Duhigg, Charles. Smarter, Faster, Better: The Secrets of Being Productive in Life and Business. New York: Random House, 2016. Print.
Genre: nonfiction (self-help-ish sans the tearful journal exercises)
Summary: Duhigg maps out the strategies successful people and industries use to attain utmost productivity. Defined here, productivity is ” the name we give our attempts to [best use] our energy, intellect, and time as we try to seize the most meaningful rewards with the least wasted effort.” In other words, Duhigg sets out to teach you how to succeed with less stress and struggle.

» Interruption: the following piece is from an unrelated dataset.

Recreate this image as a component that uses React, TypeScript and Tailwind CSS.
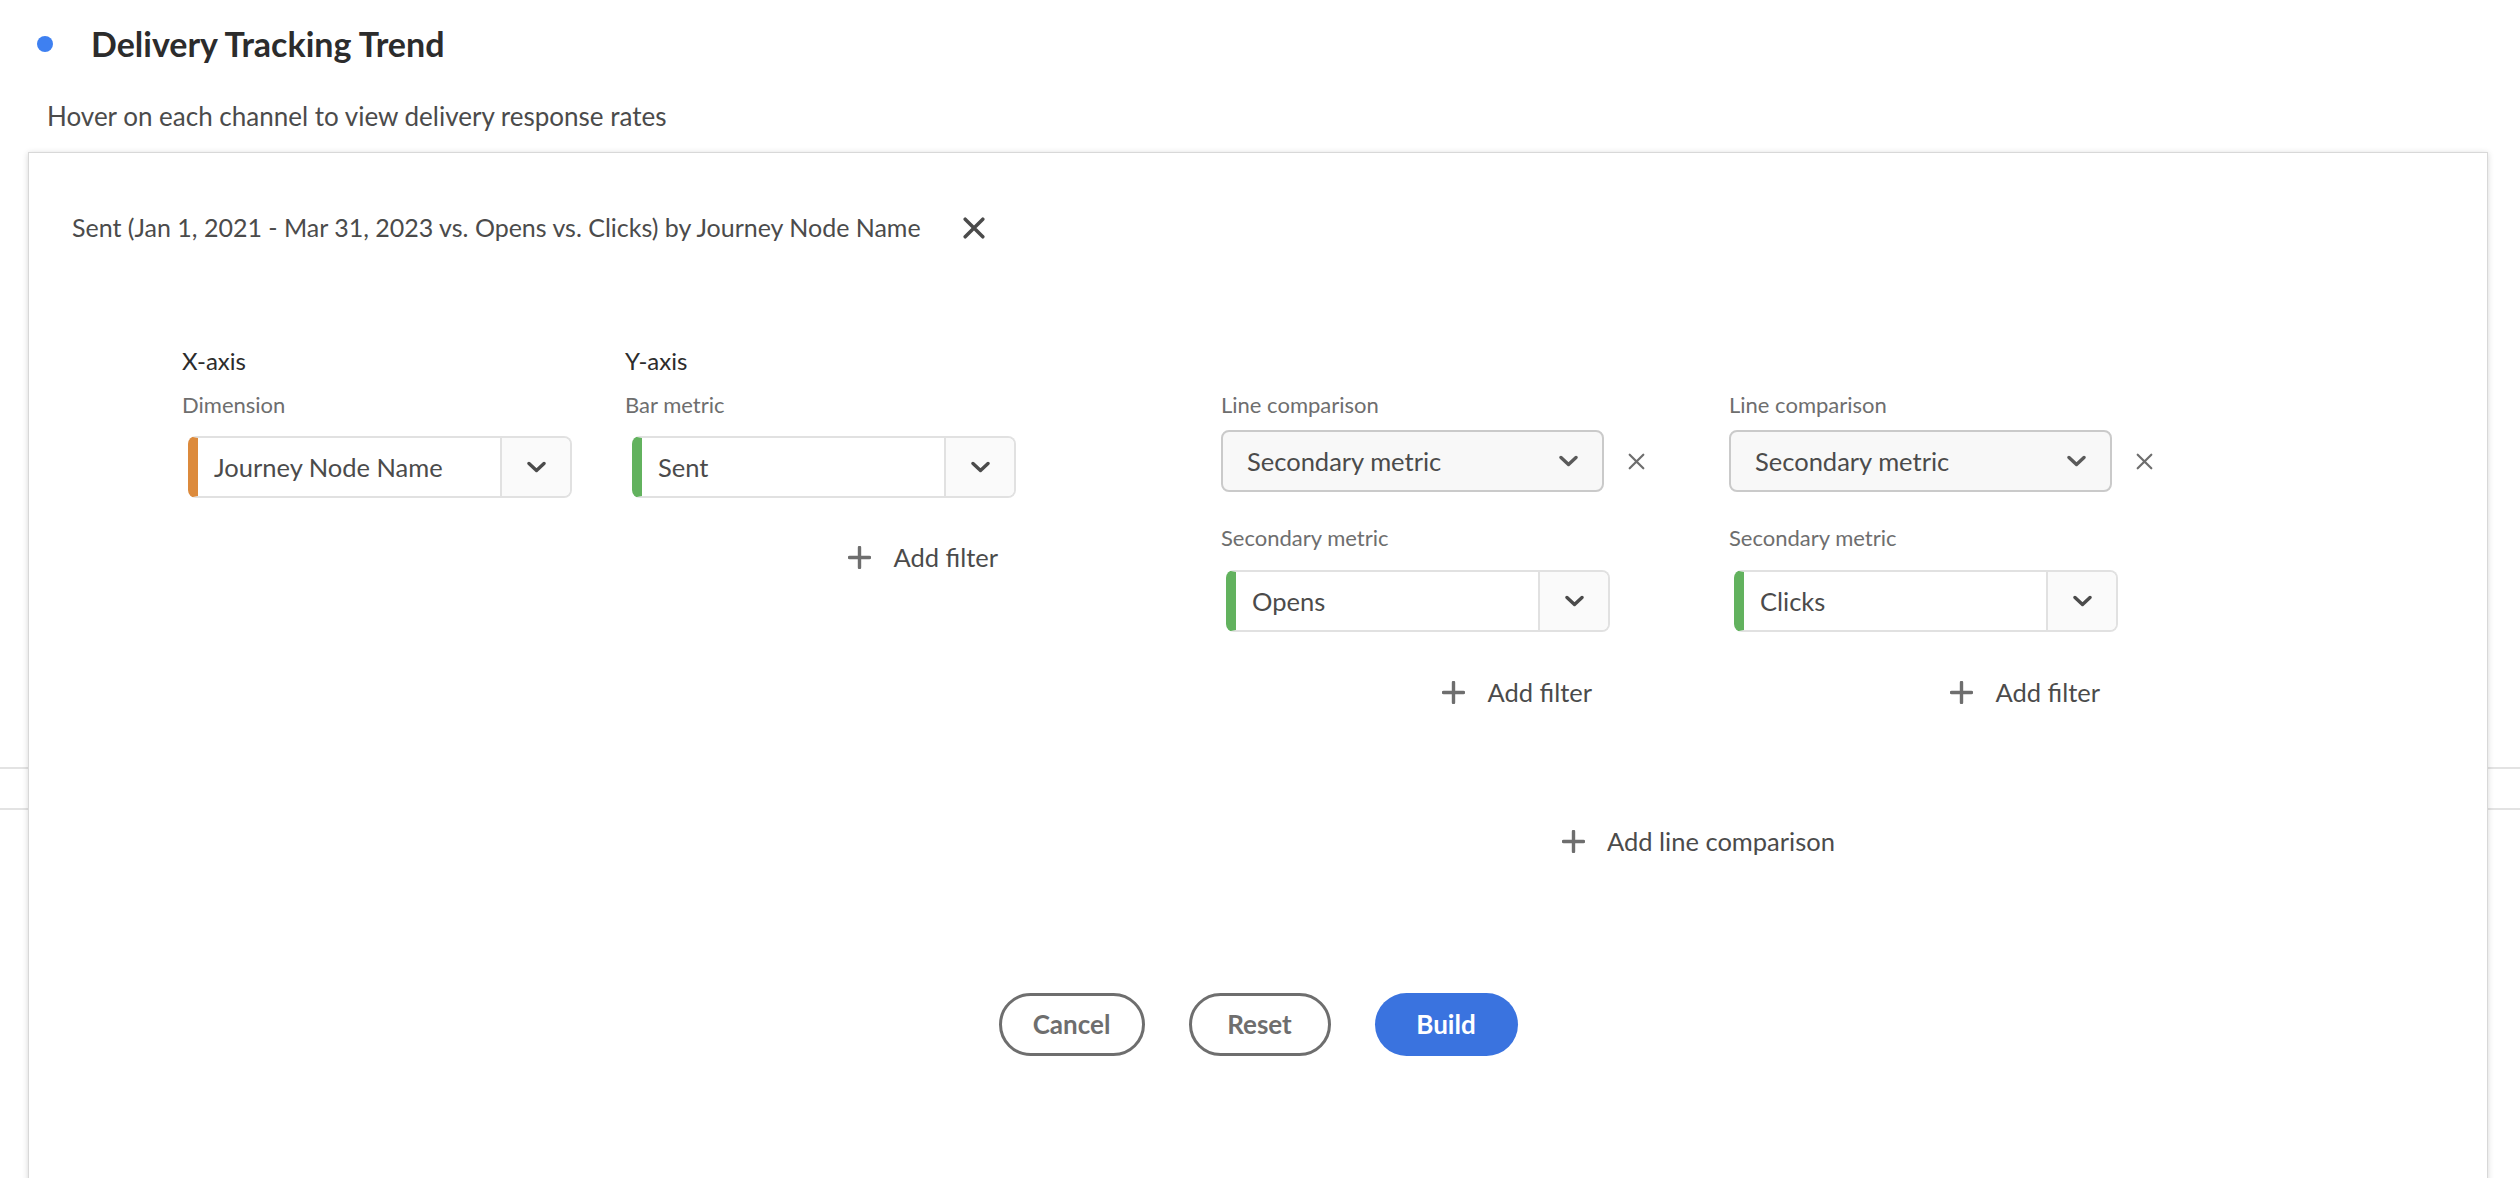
import React from "react";

const font = { fontFamily: "Lato, 'Noto Sans', sans-serif" };

function Chevron({ color = "#4b4b4b" }: { color?: string }) {
  return (
    <svg width="19" height="12" viewBox="0 0 19 12" fill="none">
      <path d="M2 2.5 L9.5 9.5 L17 2.5" stroke={color} strokeWidth="3.4" strokeLinecap="round" strokeLinejoin="round" />
    </svg>
  );
}

function Cross({ size, stroke, color }: { size: number; stroke: number; color: string }) {
  return (
    <svg width={size} height={size} viewBox="0 0 20 20" fill="none">
      <path d="M2 2 L18 18 M18 2 L2 18" stroke={color} strokeWidth={stroke} strokeLinecap="round" />
    </svg>
  );
}

function Plus() {
  return (
    <svg width="23" height="23" viewBox="0 0 23 23" fill="none">
      <path d="M11.5 1.5 V21.5 M1.5 11.5 H21.5" stroke="#6e6e6e" strokeWidth="3.4" strokeLinecap="round" />
    </svg>
  );
}

function MetricPicker({ label, accent }: { label: string; accent: "orange" | "green" }) {
  return (
    <div
      className={
        "flex h-[62px] w-[384px] overflow-hidden rounded-[8px] border-2 border-[#e1e1e1] border-l-[10px] " +
        (accent === "orange" ? "border-l-[#dc8a3c]" : "border-l-[#62b25e]")
      }
    >
      <div className="flex flex-1 items-center bg-white pl-[16px] text-[25.5px] text-[#4b4b4b]">{label}</div>
      <div className="flex w-[70px] items-center justify-center border-l-2 border-[#e1e1e1] bg-[#fafafa]">
        <Chevron />
      </div>
    </div>
  );
}

function LineSelect() {
  return (
    <div className="flex items-center">
      <div className="flex h-[62px] w-[383px] items-center justify-between rounded-[8px] border-2 border-[#cacaca] bg-[#f8f8f8] pl-[24px] pr-[24px] text-[25.5px] text-[#4b4b4b]">
        <span>Secondary metric</span>
        <Chevron color="#5a5a5a" />
      </div>
      <div className="ml-[24px]">
        <Cross size={17} stroke={2.6} color="#6e6e6e" />
      </div>
    </div>
  );
}

function AddAction({ text }: { text: string }) {
  return (
    <div className="flex h-[40px] items-center gap-[22px] text-[25.5px] text-[#4b4b4b]">
      <Plus />
      <span>{text}</span>
    </div>
  );
}

function LineColumn({ metric }: { metric: string }) {
  return (
    <div className="flex w-[508px] flex-col">
      <div className="h-[32px]" />
      <div className="mt-[12px] flex h-[30px] items-center text-[22px] text-[#6e6e6e]">Line comparison</div>
      <div className="mt-[11px]">
        <LineSelect />
      </div>
      <div className="mt-[30px] flex h-[30px] items-center text-[22px] text-[#6e6e6e]">Secondary metric</div>
      <div className="ml-[5px] mt-[18px]">
        <MetricPicker label={metric} accent="green" />
      </div>
      <div className="mt-[40px] flex w-[389px] justify-end pr-[18px]">
        <AddAction text="Add filter" />
      </div>
    </div>
  );
}

export default function App() {
  return (
    <div className="h-screen w-full overflow-hidden bg-white" style={font}>
      <div className="flex h-[88px] items-center pl-[37px]">
        <div className="h-[16px] w-[16px] rounded-full bg-[#3e80f1]" />
        <h2 className="ml-[38px] text-[34px] font-bold leading-none text-[#2c2c2c]">Delivery Tracking Trend</h2>
      </div>
      <p className="mt-[8px] pl-[47px] text-[26px] leading-[40px] text-[#4b4b4b]">
        Hover on each channel to view delivery response rates
      </p>

      <div className="relative mt-[16px] flex h-[1030px] flex-col">
        <div className="mt-[615px] h-[43px] border-y-2 border-[#e3e3e3]" />

        <div className="absolute left-[28px] top-0 h-[1100px] w-[2460px] border border-[#d8d8d8] bg-white shadow-[0_1px_6px_rgba(0,0,0,0.16)]">
          <div className="mt-[59px] flex h-[32px] items-center pl-[43px]">
            <span className="text-[25px] text-[#4b4b4b]">
              Sent (Jan 1, 2021 - Mar 31, 2023 vs. Opens vs. Clicks) by Journey Node Name
            </span>
            <button className="ml-[42px]">
              <Cross size={22} stroke={3.2} color="#4b4b4b" />
            </button>
          </div>

          <div className="mt-[101px] flex pl-[153px]">
            <div className="flex w-[443px] flex-col">
              <div className="flex h-[32px] items-center text-[24px] text-[#2c2c2c]">X-axis</div>
              <div className="mt-[12px] flex h-[30px] items-center text-[22px] text-[#6e6e6e]">Dimension</div>
              <div className="ml-[6px] mt-[17px]">
                <MetricPicker label="Journey Node Name" accent="orange" />
              </div>
            </div>

            <div className="flex w-[596px] flex-col">
              <div className="flex h-[32px] items-center text-[24px] text-[#2c2c2c]">Y-axis</div>
              <div className="mt-[12px] flex h-[30px] items-center text-[22px] text-[#6e6e6e]">Bar metric</div>
              <div className="ml-[7px] mt-[17px]">
                <MetricPicker label="Sent" accent="green" />
              </div>
              <div className="mt-[39px] flex w-[389px] justify-end pr-[16px]">
                <AddAction text="Add filter" />
              </div>
            </div>

            <LineColumn metric="Opens" />
            <LineColumn metric="Clicks" />
          </div>

          <div className="mt-[109px] flex pl-[1533px]">
            <AddAction text="Add line comparison" />
          </div>

          <div className="mt-[132px] flex justify-center gap-[44px]">
            <button className="h-[63px] w-[146px] rounded-full border-[3.5px] border-[#6e6e6e] text-[26px] font-bold text-[#6e6e6e]">
              Cancel
            </button>
            <button className="h-[63px] w-[142px] rounded-full border-[3.5px] border-[#6e6e6e] text-[26px] font-bold text-[#6e6e6e]">
              Reset
            </button>
            <button className="h-[63px] w-[143px] rounded-full bg-[#3a73df] text-[26px] font-bold text-white">
              Build
            </button>
          </div>
        </div>
      </div>
    </div>
  );
}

Critique: Author of the bestselling The Power of Habit (2012), Duhigg returns to deliver a fresh set of neurological schematics underscoring how to get the most optimal performances out of our brains. As always, he does a masterful job weaving technical exposition and compelling scenes involving the many people he profiled and interviewed while researching the book.
For example, you may be right in the middle of a based-on-true-events plane crash scene when Duhigg hits the pause button and delivers some bit of crucial data on the brain in times of extreme stress. The suspense mounts and just when you think you can’t take it, he hits play and resumes the gripping drama. The result: reading this book is lot like watching The Big Short.
Students studying how to compose creative nonfiction would do well to study Duhigg’s techniques.
Besides a good craft study, Duhigg’s latest book outlines some unconventional approaches to productivity all based on the latest behavioral and neuroscience research. Evidently, there IS a wrong way and a right way to make a to-do list. Most of us do it the wrong way, resulting in scads of wasted time, incomplete projects and missed deadlines–not to mention the scree of eroded self-confidence. Also, if you want to get through that nebulous inbox of unanswered emails, you’ll have to learn to reply like a U.S. Marine. Instead of setting the usual SMART goals (specific, measurable, achievable, realistic, timelined), set stretch goals. Finally, once you understand why fear is an intrinsic part of innovating new ideas, you can harness it to intensify your creativity and hit your deadlines and benchmarks. In other words, if you’re a writer, you’ll want this book on your shelf.